Plaintiffs’ contention that there was a denial of procedural due process is based on their claim that the commissioner accepted the conclusions of the price determination committee without having before him all the facts on which those conclusions were based and that the committee itself relied on statistics furnished by its actuary without reviewing all the supporting data. Two members of the price determination committee testified in detail as to how the committee arrived at its determinations, and the actuary testified regarding his report which was introduced in evidence. Thus two of the four members of the committee who were responsible for its report, as well as the actuary who procured most of the data relied on by the committee, were available for cross-examination. These men, as we have seen, were experts in the insurance and investment fields, and the fact that the other members of the committee and the persons who assisted the actuary were not called as witnesses is immaterial, at least in the absence of a showing that plaintiffs sought to obtain their testimony. (City of Pasadena v. City of Alhambra, 33 Cal.2d 908, 919 [207 P.2d 17].) At the hearing an offer was made to furnish the documents and testimony necessary to explain every detail of the committee’s work.
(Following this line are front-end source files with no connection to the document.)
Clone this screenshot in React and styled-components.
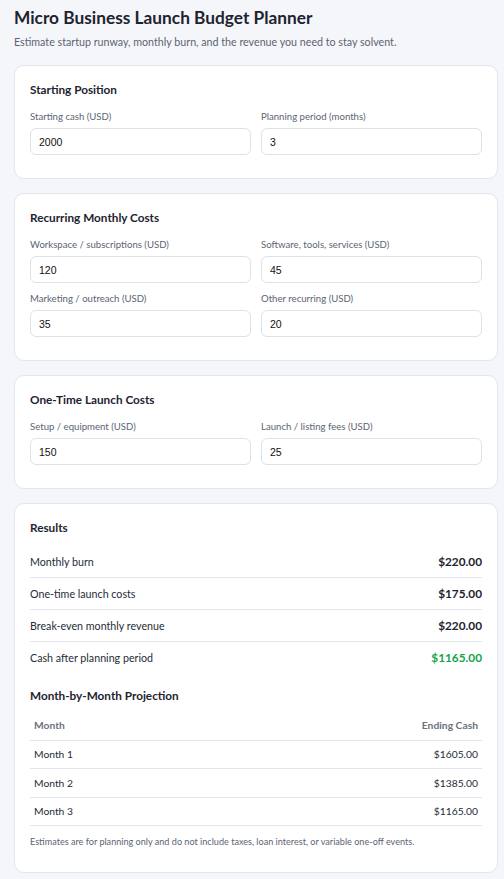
import React from "react";
import styled, { createGlobalStyle } from "styled-components";

const GlobalStyle = createGlobalStyle`
  * { box-sizing: border-box; }
  body {
    margin: 0;
    background: #f5f6fa;
    font-family: Lato, "Noto Sans", sans-serif;
    color: #1f2937;
  }
`;

const Page = styled.div`
  padding: 4px 6px 14px 14px;
`;

const Title = styled.h1`
  font-size: 17.3px;
  font-weight: 700;
  color: #1e2330;
  margin: 0 0 2px;
  line-height: 28px;
`;

const Subtitle = styled.p`
  font-size: 10.7px;
  color: #5b6473;
  margin: 0 0 15px;
  line-height: 16px;
`;

const Card = styled.section`
  background: #fff;
  border: 1px solid #e2e6ee;
  border-radius: 10px;
  padding: 15px 15px 23px;
  margin-bottom: 14px;
`;

const Heading = styled.h2`
  font-size: 11.75px;
  font-weight: 700;
  color: #1e2330;
  margin: ${(p) => p.$top || 0}px 0 ${(p) => p.$gap ?? 11}px;
  line-height: 17px;
`;

const Grid = styled.div`
  display: grid;
  grid-template-columns: 1fr 1fr;
  column-gap: 10px;
  row-gap: 8px;
`;

const Field = styled.label`
  display: flex;
  flex-direction: column;
  gap: 4px;
`;

const Label = styled.span`
  font-size: 9.6px;
  color: #5b6473;
  line-height: 15px;
`;

const Input = styled.input`
  height: 27px;
  border: 1px solid #dde2ea;
  border-radius: 6px;
  padding: 0 8px;
  font-family: "Liberation Sans", Arial, sans-serif;
  font-size: 10.5px;
  color: #111;
  background: #fff;
  outline: none;
`;

const Row = styled.div`
  display: flex;
  justify-content: space-between;
  align-items: center;
  height: 32px;
  border-bottom: 1px solid ${(p) => (p.$last ? "transparent" : "#e2e6ee")};
`;

const RowLabel = styled.span`
  font-size: 10.7px;
  color: #262b36;
`;

const RowValue = styled.span`
  font-size: 11.8px;
  font-weight: 700;
  color: ${(p) => (p.$good ? "#16a34a" : "#1e2330")};
`;

const Table = styled.table`
  width: 100%;
  border-collapse: collapse;
  margin-top: 6px;
`;

const Th = styled.th`
  font-size: 10.3px;
  font-weight: 700;
  color: #6b7280;
  text-align: ${(p) => p.$align || "left"};
  padding: 6px 4px;
  height: 30px;
  border-bottom: 1px solid #e2e6ee;
`;

const Td = styled.td`
  font-size: 10.3px;
  color: #262b36;
  text-align: ${(p) => p.$align || "left"};
  padding: 6px 4px;
  height: 28.5px;
  border-bottom: 1px solid #e2e6ee;
`;

const Note = styled.p`
  font-size: 9.1px;
  color: #5b6473;
  margin: 9px 0 0;
  line-height: 14px;
`;

const InputField = ({ label, value }) => (
  <Field>
    <Label>{label}</Label>
    <Input defaultValue={value} />
  </Field>
);

const results = [
  ["Monthly burn", "$220.00"],
  ["One-time launch costs", "$175.00"],
  ["Break-even monthly revenue", "$220.00"],
  ["Cash after planning period", "$1165.00", true],
];

const months = [
  ["Month 1", "$1605.00"],
  ["Month 2", "$1385.00"],
  ["Month 3", "$1165.00"],
];

export default function App() {
  return (
    <Page>
      <GlobalStyle />
      <Title>Micro Business Launch Budget Planner</Title>
      <Subtitle>
        Estimate startup runway, monthly burn, and the revenue you need to stay solvent.
      </Subtitle>

      <Card>
        <Heading>Starting Position</Heading>
        <Grid>
          <InputField label="Starting cash (USD)" value="2000" />
          <InputField label="Planning period (months)" value="3" />
        </Grid>
      </Card>

      <Card>
        <Heading>Recurring Monthly Costs</Heading>
        <Grid>
          <InputField label="Workspace / subscriptions (USD)" value="120" />
          <InputField label="Software, tools, services (USD)" value="45" />
          <InputField label="Marketing / outreach (USD)" value="35" />
          <InputField label="Other recurring (USD)" value="20" />
        </Grid>
      </Card>

      <Card>
        <Heading>One-Time Launch Costs</Heading>
        <Grid>
          <InputField label="Setup / equipment (USD)" value="150" />
          <InputField label="Launch / listing fees (USD)" value="25" />
        </Grid>
      </Card>

      <Card>
        <Heading $gap={10}>Results</Heading>
        {results.map(([label, value, good], i) => (
          <Row key={label} $last={i === results.length - 1}>
            <RowLabel>{label}</RowLabel>
            <RowValue $good={good}>{value}</RowValue>
          </Row>
        ))}
        <Heading $top={13} $gap={0}>Month-by-Month Projection</Heading>
        <Table>
          <thead>
            <tr>
              <Th>Month</Th>
              <Th $align="right">Ending Cash</Th>
            </tr>
          </thead>
          <tbody>
            {months.map(([m, v]) => (
              <tr key={m}>
                <Td>{m}</Td>
                <Td $align="right">{v}</Td>
              </tr>
            ))}
          </tbody>
        </Table>
        <Note>
          Estimates are for planning only and do not include taxes, loan interest, or variable one-off events.
        </Note>
      </Card>
    </Page>
  );
}
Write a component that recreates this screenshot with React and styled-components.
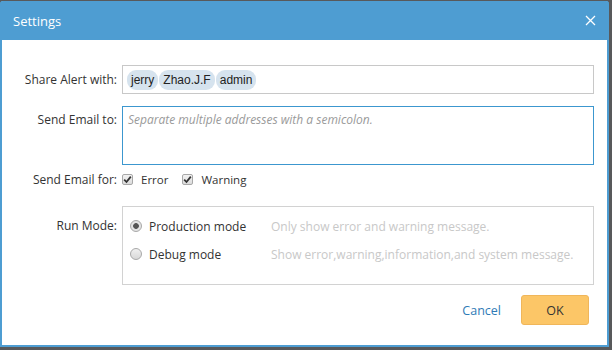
import styled, { createGlobalStyle } from "styled-components";

const GlobalStyle = createGlobalStyle`
  html, body {
    margin: 0;
    padding: 0;
    background: #58595b;
    font-family: "Open Sans", "DejaVu Sans", sans-serif;
  }
  * {
    box-sizing: border-box;
  }
`;

export default function App() {
  return (
    <>
      <GlobalStyle />
      <Page>
        <Dialog>
          <Header>
            <h1>Settings</h1>
            <CloseButton type="button" aria-label="close">
              <svg width="11" height="11" viewBox="0 0 11 11">
                <path d="M1 1 L10 10 M10 1 L1 10" stroke="#fff" strokeWidth="1.3" />
              </svg>
            </CloseButton>
          </Header>
          <Body>
            <Row $mt={25} $align="center">
              <Label>Share Alert with:</Label>
              <TagInput>
                <Tag>jerry</Tag>
                <Tag>Zhao.J.F</Tag>
                <Tag>admin</Tag>
              </TagInput>
            </Row>
            <Row $mt={12}>
              <Label $pt={5}>Send Email to:</Label>
              <TextArea placeholder="Separate multiple addresses with a semicolon." />
            </Row>
            <Row $mt={6} $align="center">
              <Label>Send Email for:</Label>
              <Checks>
                <Check>
                  <Box>
                    <svg width="9" height="9" viewBox="0 0 9 9">
                      <path d="M1.2 4.6 L3.5 7 L7.8 1.6" stroke="#333" strokeWidth="1.8" fill="none" />
                    </svg>
                  </Box>
                  Error
                </Check>
                <Check>
                  <Box>
                    <svg width="9" height="9" viewBox="0 0 9 9">
                      <path d="M1.2 4.6 L3.5 7 L7.8 1.6" stroke="#333" strokeWidth="1.8" fill="none" />
                    </svg>
                  </Box>
                  Warning
                </Check>
              </Checks>
            </Row>
            <Row $mt={18}>
              <Label $pt={11}>Run Mode:</Label>
              <ModeBox>
                <Mode>
                  <Radio $on />
                  <ModeName>Production mode</ModeName>
                  <ModeHint>Only show error and warning message.</ModeHint>
                </Mode>
                <Mode>
                  <Radio />
                  <ModeName>Debug mode</ModeName>
                  <ModeHint>Show error,warning,information,and system message.</ModeHint>
                </Mode>
              </ModeBox>
            </Row>
            <Footer>
              <CancelButton type="button">Cancel</CancelButton>
              <OkButton type="button">OK</OkButton>
            </Footer>
          </Body>
        </Dialog>
      </Page>
    </>
  );
}

const Page = styled.div`
  width: 612px;
  height: 350px;
  padding-top: 1px;
`;

const Dialog = styled.div`
  width: 609px;
  height: 346px;
  background: #fff;
  border: 2px solid #4e9dd2;
  border-top: none;
  border-radius: 3px 3px 0 0;
  display: flex;
  flex-direction: column;
`;

const Header = styled.div`
  height: 39px;
  background: #4e9dd2;
  display: flex;
  align-items: center;
  justify-content: space-between;
  padding: 0 13px 0 13px;
  margin: 0 -2px;
  border-radius: 3px 3px 0 0;
  h1 {
    margin: 0;
    font-size: 13px;
    font-weight: 400;
    color: #fff;
  }
`;

const CloseButton = styled.button`
  border: none;
  background: none;
  padding: 0;
  display: flex;
  cursor: pointer;
`;

const Body = styled.div`
  flex: 1;
  display: flex;
  flex-direction: column;
`;

const Row = styled.div`
  display: flex;
  align-items: ${(p) => (p.$align === "center" ? "center" : "flex-start")};
  margin-top: ${(p) => p.$mt}px;
`;

const Label = styled.div`
  width: 115px;
  margin-right: 5px;
  text-align: right;
  font-size: 12px;
  color: #333;
  padding-top: ${(p) => p.$pt || 0}px;
`;

const TagInput = styled.div`
  width: 472px;
  height: 29px;
  border: 1px solid #c8c8c8;
  display: flex;
  align-items: center;
  padding-left: 4px;
  gap: 1px;
`;

const Tag = styled.span`
  font-family: "Liberation Sans", Arial, sans-serif;
  font-size: 12px;
  color: #222;
  background: #d6e3ee;
  border-radius: 9px;
  padding: 3px 4px;
  line-height: 14px;
`;

const TextArea = styled.textarea`
  width: 472px;
  height: 59px;
  border: 1px solid #3c97cf;
  outline: none;
  resize: none;
  padding: 4px 5px;
  font-family: "Open Sans", sans-serif;
  font-size: 12px;
  &::placeholder {
    color: #9a9a9a;
    font-style: italic;
  }
`;

const Checks = styled.div`
  display: flex;
  gap: 14px;
  height: 16px;
  align-items: center;
`;

const Check = styled.label`
  display: flex;
  align-items: center;
  gap: 8px;
  font-size: 11.5px;
  color: #333;
`;

const Box = styled.span`
  width: 11px;
  height: 11px;
  border: 1px solid #a8a8a8;
  border-radius: 2px;
  background: linear-gradient(#f2f2f2, #dcdcdc);
  display: flex;
  align-items: center;
  justify-content: center;
`;

const ModeBox = styled.div`
  width: 472px;
  height: 79px;
  border: 1px solid #d2d2d2;
  padding: 5px 0 0 7px;
  display: flex;
  flex-direction: column;
`;

const Mode = styled.div`
  display: flex;
  align-items: center;
  height: 28px;
`;

const Radio = styled.span`
  width: 12px;
  height: 12px;
  border-radius: 50%;
  border: 1px solid #a8a8a8;
  background: ${(p) =>
    p.$on
      ? "radial-gradient(circle, #555 0 2.5px, #e4e4e4 3.2px)"
      : "linear-gradient(#f0f0f0, #d8d8d8)"};
  margin-right: 7px;
`;

const ModeName = styled.span`
  width: 122px;
  font-size: 12px;
  color: #333;
`;

const ModeHint = styled.span`
  font-size: 12px;
  color: #c8c8c8;
`;

const Footer = styled.div`
  display: flex;
  justify-content: flex-end;
  align-items: center;
  margin-top: 10px;
  padding-right: 18px;
  gap: 20px;
`;

const CancelButton = styled.button`
  border: none;
  background: none;
  padding: 0;
  font-family: "Open Sans", sans-serif;
  font-size: 12.5px;
  color: #2f7bb6;
  cursor: pointer;
`;

const OkButton = styled.button`
  width: 68px;
  height: 30px;
  background: #fcc667;
  border: 1px solid #f0b65a;
  border-radius: 3px;
  font-family: "Open Sans", sans-serif;
  font-size: 12.5px;
  color: #333;
  cursor: pointer;
`;
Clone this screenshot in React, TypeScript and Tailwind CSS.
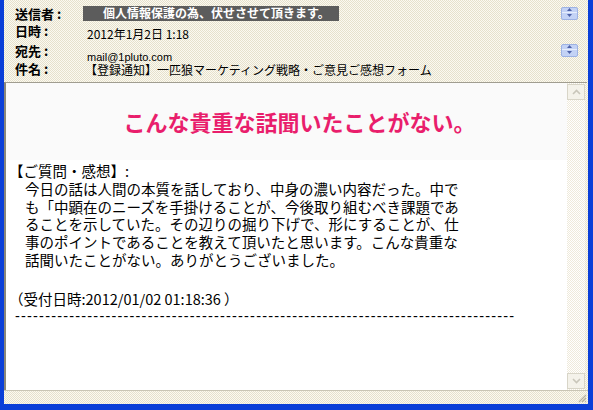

No claim is made that any request for data was refused, and plaintiffs have no valid basis for complaint if they failed to make such a request.
The judgment is affirmed.
Shenk, J., Spence, J., and Wood (Fred B.), J. pro tem.,* concurred.
Six successive commissioners, Messrs. Carpenter, Goodcell, Caminetti, Garrison, Downey and Maloney, have passed upon matters relating to the insolvency of the old company.